The story was not quite so simple on good playback equipment. Using my better equipment I still enjoyed the Pristine remastering most. It has exceptional presence in the singing, although perhaps the way it is set out against the orchestral background is a little artificial. The Andante set, complete with an elaborate book-length collection of articles, is the noisiest. Now out of print, it can be hard to obtain. Andante has made the choice to use virtually no noise reduction, claiming that doing so discolors and dulls the vocal profile of the singers. To my ears they are absolutely right about this. The singing sounds the most natural on the Andantes, but there is a definite noise component. After one listens for a few minutes, the ear tends to tune it out. The EMI set is a compromise of these two methods. The voices are not set out in front of you so beautifully as they are in the Pristine, but there is less noise than in the Andante. It is a reasonable middle path. So…. if you want to hear the voices on the recording with remarkable presence, buy the Pristine. If you can stand a little bit of noise, to my ears the Andante is the most natural version of the vocal-orchestral palate. The EMI is either both of these things or neither, depending on your point of view. I would call it a reasonable compromise.
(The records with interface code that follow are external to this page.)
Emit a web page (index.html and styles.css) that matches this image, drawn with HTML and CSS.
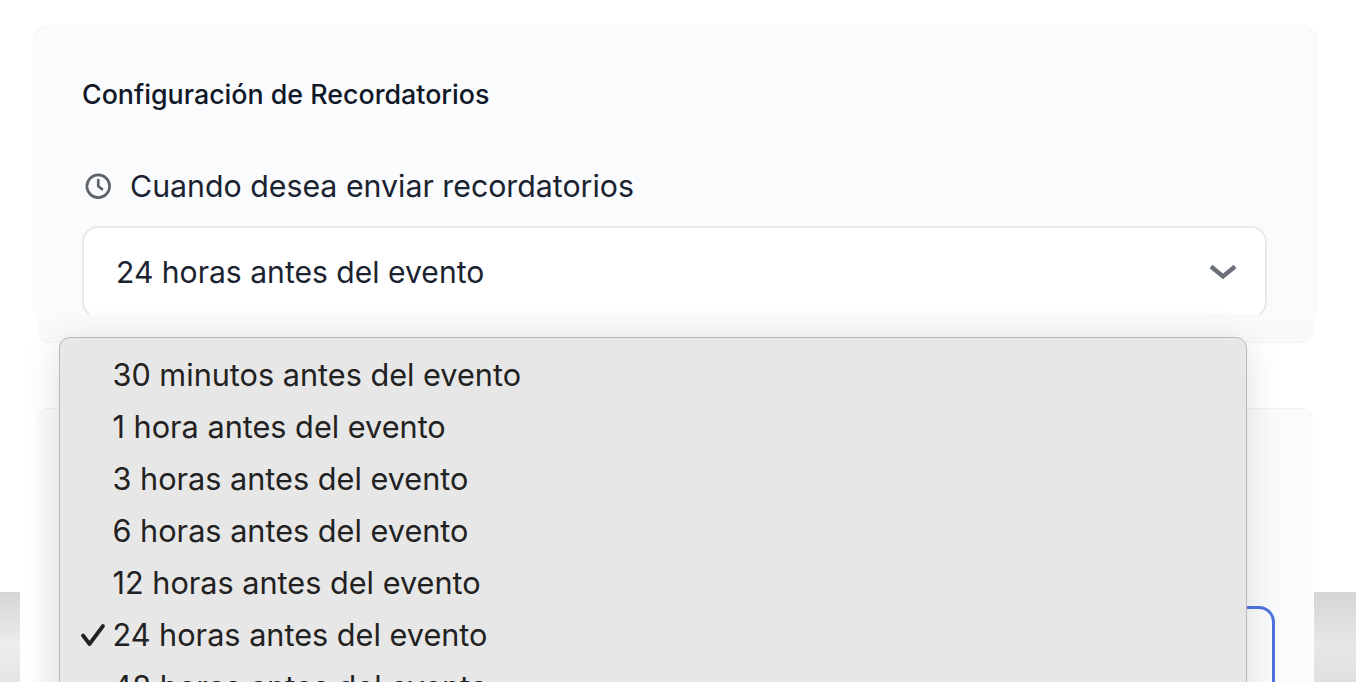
FILE: index.html
```html
<!DOCTYPE html>
<html lang="es">
<head>
<meta charset="utf-8">
<title>Configuración de Recordatorios</title>
<link rel="stylesheet" href="styles.css">
</head>
<body>
<main class="page">
  <section class="card card-top">
    <h2 class="title">Configuración de Recordatorios</h2>
    <div class="label-row">
      <svg class="clock" viewBox="0 0 28 28" fill="none" stroke="#5f6368" stroke-width="2.800" stroke-linecap="round" stroke-linejoin="round"><circle cx="14" cy="14" r="12"/><path d="M14 7.500V14l4 3"/></svg>
      <span class="label">Cuando desea enviar recordatorios</span>
    </div>
    <div class="select">
      <span>24 horas antes del evento</span>
      <svg class="chevron" viewBox="0 0 28 16" width="28" height="16" fill="none" stroke="#6b7078" stroke-width="4.400"><path d="M2 2.500l12 10 12-10"/></svg>
    </div>
  </section>
  <div class="card-foot"></div>
  <section class="card card-bottom">
    <div class="field"></div>
  </section>
</main>
<div class="menu">
  <div class="option">30 minutos antes del evento</div>
  <div class="option">1 hora antes del evento</div>
  <div class="option">3 horas antes del evento</div>
  <div class="option">6 horas antes del evento</div>
  <div class="option">12 horas antes del evento</div>
  <div class="option selected">
    <svg class="check" viewBox="0 0 26 24" width="26" height="24" fill="none" stroke="#222" stroke-width="3.800" stroke-linecap="round" stroke-linejoin="round"><path d="M3 12.500l6.500 8.500L23 3"/></svg>
    24 horas antes del evento
  </div>
  <div class="option">48 horas antes del evento</div>
</div>
</body>
</html>
```

FILE: styles.css
```css
* { box-sizing: border-box; }
html, body { margin: 0; height: 682px; overflow: hidden; }
body {
  background-color: #fff;
  background-image:
    linear-gradient(#d3d5d7, #eceded 60%, #e3e4e5),
    linear-gradient(#d3d5d7, #e6e7e8 60%, #dfe0e1);
  background-repeat: no-repeat;
  background-size: 20px 90px, 42px 90px;
  background-position: left bottom, right bottom;
  font-family: Inter, "Liberation Sans", sans-serif;
  position: relative;
}
.page { display: flex; flex-direction: column; padding: 25px 39px 0 33px; }
.card { background: #f9fbfd; }
.card-top {
  height: 289px;
  padding: 53px 49px 0 48px;
  border: 1px solid #f3f5f7;
  border-bottom: 0;
  border-radius: 16px 16px 0 0;
  overflow: hidden;
}
.card-foot {
  height: 29px;
  margin: 0 4px;
  background: #f8fafc;
  border-bottom: 1px solid #f1f3f5;
  border-radius: 0 0 12px 12px;
}
.card-bottom {
  height: 274px;
  margin: 65px 4px 0;
  padding: 197px 38px 0 100px;
  border-top: 1px solid #f1f3f5;
  border-radius: 12px 12px 0 0;
}
.title { margin: 0; font-size: 26.800px; line-height: 30px; font-weight: 500; color: #111827; }
.label-row { display: flex; align-items: center; gap: 18.500px; margin-top: 58px; height: 38px; margin-bottom: 21px; }
.clock { flex: none; width: 26.500px; height: 26.500px; margin-left: 3px; }
.label { font-size: 30.300px; line-height: 38px; color: #1b2330; }
.select {
  display: flex; align-items: center; justify-content: space-between;
  height: 92px; padding: 0 28px 0 32px;
  background: #fff; border: 2px solid #e6e8eb; border-radius: 16px;
  font-size: 30.100px; color: #1b2330;
}
.field { height: 120px; border: 3.500px solid #4f74e0; border-radius: 16px; }
.menu {
  position: absolute; left: 59px; top: 337px; width: 1188px; height: 400px;
  padding-top: 11px;
  background: #e7e7e7; border: 1px solid #b9b9b9; border-radius: 11px;
  box-shadow: 0 6px 36px rgba(0,0,0,.13);
  font-size: 30.650px; color: #222;
}
.option { position: relative; height: 52px; line-height: 52px; padding-left: 52.500px; white-space: nowrap; }
.check { position: absolute; left: 20px; top: 14px; }
```
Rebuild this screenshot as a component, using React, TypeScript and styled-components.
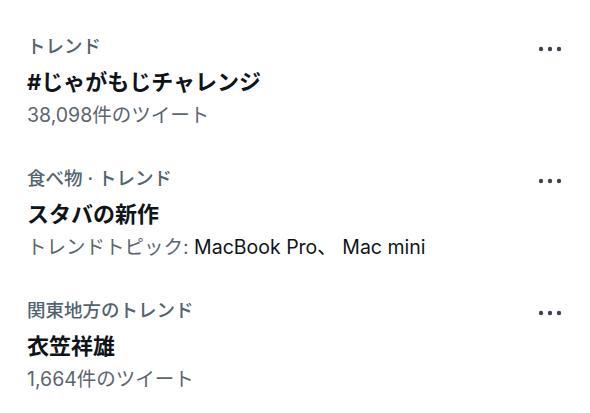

The very finest remasterings of old French recordings I have heard have come from Ward Marston (whose restorations are published on his own site, as well as on Pristine Classical and other labels, including, when it was active, Andante—Ed.). This man has a superlative ear and (even in recordings from the 20’s and 30’s) makes listening exciting. I understand a lot of this has to do with finding mint originals, but surely the most important part of the process is the highly vocal hearing of Mr. Marston. His site is well worth a visit, not only for the rarities he has discovered and restored, but for the fascinating biographies and historical notes.